§ **Request**: Report how many lines contain "styles", with no other words.

****************************************

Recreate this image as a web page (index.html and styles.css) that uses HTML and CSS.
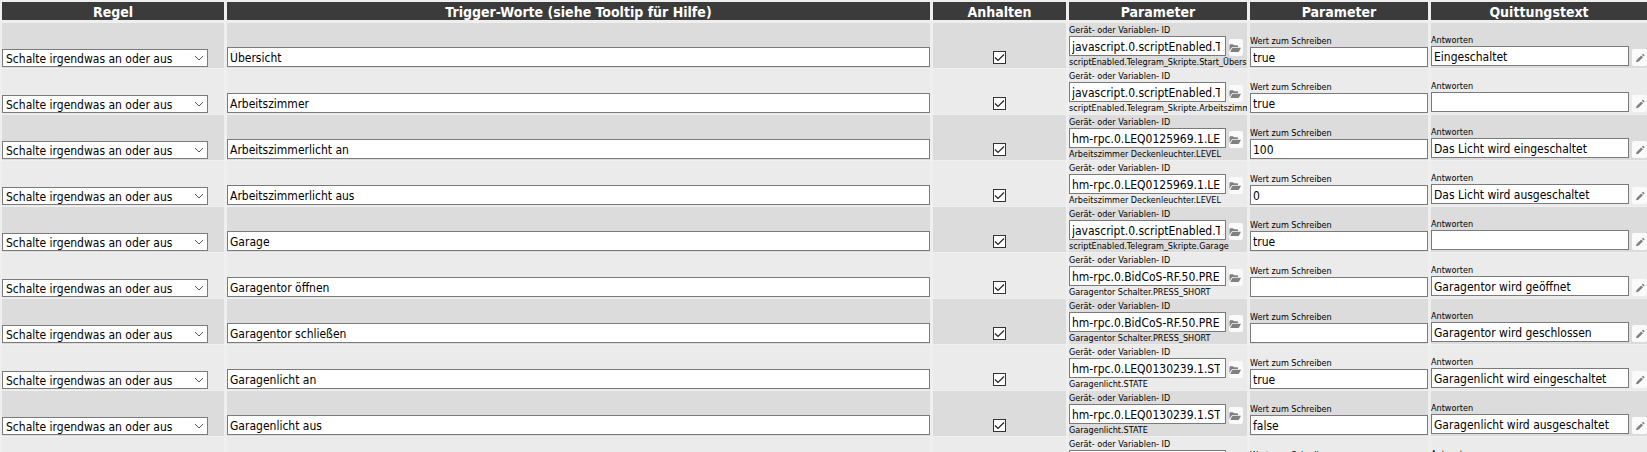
FILE: index.html
```
<!DOCTYPE html>
<html lang="de">
<head>
    <meta charset="UTF-8">
    <meta name="viewport" content="width=device-width, initial-scale=1.0">
    <title>Regeln</title>
    <link rel="stylesheet" href="styles.css">
</head>
<body>
    <div class="rules">
        <table class="rules-table">
            <colgroup>
                <col class="col-rule">
                <col class="col-words">
                <col class="col-stop">
                <col class="col-id">
                <col class="col-value">
                <col class="col-answer">
            </colgroup>
            <thead>
                <tr>
                    <th>Regel</th>
                    <th>Trigger-Worte (siehe Tooltip für Hilfe)</th>
                    <th>Anhalten</th>
                    <th>Parameter</th>
                    <th>Parameter</th>
                    <th>Quittungstext</th>
                </tr>
            </thead>
            <tbody id="ruleRows"></tbody>
        </table>
    </div>
    <script>
        const rules = [
            { words: 'Übersicht', id: 'javascript.0.scriptEnabled.Telegram_Skripte.Start_Übersicht', name: 'scriptEnabled.Telegram_Skripte.Start_Übersicht', value: 'true', answer: 'Eingeschaltet' },
            { words: 'Arbeitszimmer', id: 'javascript.0.scriptEnabled.Telegram_Skripte.Arbeitszimmer', name: 'scriptEnabled.Telegram_Skripte.Arbeitszimmer', value: 'true', answer: '' },
            { words: 'Arbeitszimmerlicht an', id: 'hm-rpc.0.LEQ0125969.1.LEVEL', name: 'Arbeitszimmer Deckenleuchter.LEVEL', value: '100', answer: 'Das Licht wird eingeschaltet' },
            { words: 'Arbeitszimmerlicht aus', id: 'hm-rpc.0.LEQ0125969.1.LEVEL', name: 'Arbeitszimmer Deckenleuchter.LEVEL', value: '0', answer: 'Das Licht wird ausgeschaltet' },
            { words: 'Garage', id: 'javascript.0.scriptEnabled.Telegram_Skripte.Garage', name: 'scriptEnabled.Telegram_Skripte.Garage', value: 'true', answer: '' },
            { words: 'Garagentor öffnen', id: 'hm-rpc.0.BidCoS-RF.50.PRESS_SHORT', name: 'Garagentor Schalter.PRESS_SHORT', value: '', answer: 'Garagentor wird geöffnet' },
            { words: 'Garagentor schließen', id: 'hm-rpc.0.BidCoS-RF.50.PRESS_SHORT', name: 'Garagentor Schalter.PRESS_SHORT', value: '', answer: 'Garagentor wird geschlossen' },
            { words: 'Garagenlicht an', id: 'hm-rpc.0.LEQ0130239.1.STATE', name: 'Garagenlicht.STATE', value: 'true', answer: 'Garagenlicht wird eingeschaltet' },
            { words: 'Garagenlicht aus', id: 'hm-rpc.0.LEQ0130239.1.STATE', name: 'Garagenlicht.STATE', value: 'false', answer: 'Garagenlicht wird ausgeschaltet' },
            { words: '', id: '', name: '', value: '', answer: '' }
        ]

        const folderIcon = `<svg class="icon" viewBox="0 0 12 12"><path d="M0.5 9V3Q0.5 2.3 1.2 2.3H4L5 3.3H8.3Q9 3.3 9 4V5H4Q3 5 2.5 5.8Z"/><path d="M4.2 5.8H12L10.2 9.3Q9.9 10 9.1 10H1.2L3.2 6.3Q3.5 5.8 4.2 5.8Z"/></svg>`
        const pencilIcon = `<svg class="icon" viewBox="0 0 12 12"><path d="M2 10.3L2.6 8L7.2 3.4L9 5.2L4.4 9.7Z"/><path d="M7.9 2.7L8.6 2Q9 1.6 9.4 2L10.4 3Q10.8 3.4 10.4 3.8L9.7 4.5Z"/></svg>`

        function ruleRow(rule, i) {
            return `<tr>
                <td><select class="field rule" aria-label="Regel"><option>Schalte irgendwas an oder aus</option></select></td>
                <td><input class="field" type="text" aria-label="Trigger-Worte" value="${rule.words}"></td>
                <td class="stop"><input class="check" type="checkbox" aria-label="Anhalten" checked></td>
                <td class="device">
                    <label for="id${i}">Gerät- oder Variablen- ID</label>
                    <div class="line">
                        <input class="field" type="text" id="id${i}" value="${rule.id}">
                        <button class="btn" type="button" aria-label="ID auswählen">${folderIcon}</button>
                    </div>
                    <div class="name">${rule.name}</div>
                </td>
                <td>
                    <label for="value${i}">Wert zum Schreiben</label>
                    <input class="field" type="text" id="value${i}" value="${rule.value}">
                </td>
                <td class="answer">
                    <label for="answer${i}">Antworten</label>
                    <div class="line">
                        <input class="field" type="text" id="answer${i}" value="${rule.answer}">
                        <button class="btn" type="button" aria-label="Bearbeiten">${pencilIcon}</button>
                    </div>
                </td>
            </tr>`
        }

        document.getElementById('ruleRows').innerHTML = rules.map(ruleRow).join('')
    </script>
</body>
</html>
```
FILE: styles.css
```
* {
    box-sizing: border-box;
}
body {
    margin: 0;
    background: #efefef;
    color: #000;
    font-family: "DejaVu Sans Condensed", Tahoma, "DejaVu Sans", sans-serif;
    font-size: 12px;
}
.rules {
    height: 100vh;
    overflow: hidden;
    padding-top: 1px;
}
.rules-table {
    width: calc(100% + 4px);
    margin-left: -1px;
    table-layout: fixed;
    border-spacing: 3px 1px;
}
.col-rule {
    width: 222px;
}
.col-stop {
    width: 133px;
}
.col-id {
    width: 178px;
}
.col-value {
    width: 178px;
}
.col-answer {
    width: 216px;
}
th {
    height: 20px;
    padding: 2px 0 0;
    background: #3b3b3b;
    background-clip: padding-box;
    border-bottom: 2px solid #efefef;
    color: #fff;
    font-size: 14px;
    line-height: 16px;
}
td {
    height: 45px;
    padding: 0 0 1px;
    overflow: hidden;
    vertical-align: bottom;
}
tbody tr:nth-child(odd) td {
    background: #dcdcdc;
}
tbody tr:nth-child(even) td {
    background: #ebebeb;
}
label,
.name {
    display: block;
    min-height: 12px;
    font-size: 9px;
    line-height: 12px;
    white-space: nowrap;
}
.field {
    display: block;
    width: 100%;
    height: 20px;
    padding: 1px 2px 0;
    border: 1px solid #7a7a7a;
    border-radius: 0;
    background: #fff;
    color: #000;
    font-family: inherit;
    font-size: 12px;
    line-height: 17px;
}
.rule {
    width: 206px;
    height: 18px;
    padding: 1px 3px 0;
    line-height: 16px;
    appearance: none;
    background: #fff url("data:image/svg+xml,%3Csvg xmlns='http://www.w3.org/2000/svg' width='10' height='6'%3E%3Cpath d='M1 1L5 5L9 1' fill='none' stroke='%23555'/%3E%3C/svg%3E") no-repeat right 3px center;
}
.stop {
    padding-bottom: 4px;
}
.check {
    display: block;
    width: 13px;
    height: 13px;
    margin: 0 auto;
    appearance: none;
    border: 1px solid #333;
    background: #fff url("data:image/svg+xml,%3Csvg xmlns='http://www.w3.org/2000/svg' width='11' height='11'%3E%3Cpath d='M1 5.5L4 8.5L10 2.5' fill='none' stroke='%23222' stroke-width='1.2'/%3E%3C/svg%3E") center no-repeat;
}
.line {
    display: flex;
    align-items: flex-end;
    gap: 3px;
}
.line .field {
    flex: 1;
    min-width: 0;
}
.btn {
    flex: none;
    display: flex;
    align-items: center;
    width: 14px;
    height: 17px;
    padding: 0;
    border: none;
    border-radius: 2px;
    background: #fafafa;
}
.icon {
    width: 12px;
    height: 12px;
    fill: #808080;
}
.device {
    padding-bottom: 0;
}
.device .line {
    padding-right: 4px;
}
.device .field {
    padding-right: 5px;
}
.answer {
    padding-bottom: 2px;
}
.answer .btn {
    width: 15px;
    padding-left: 2px;
}
```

****************************************

§ **Result for this task**: 3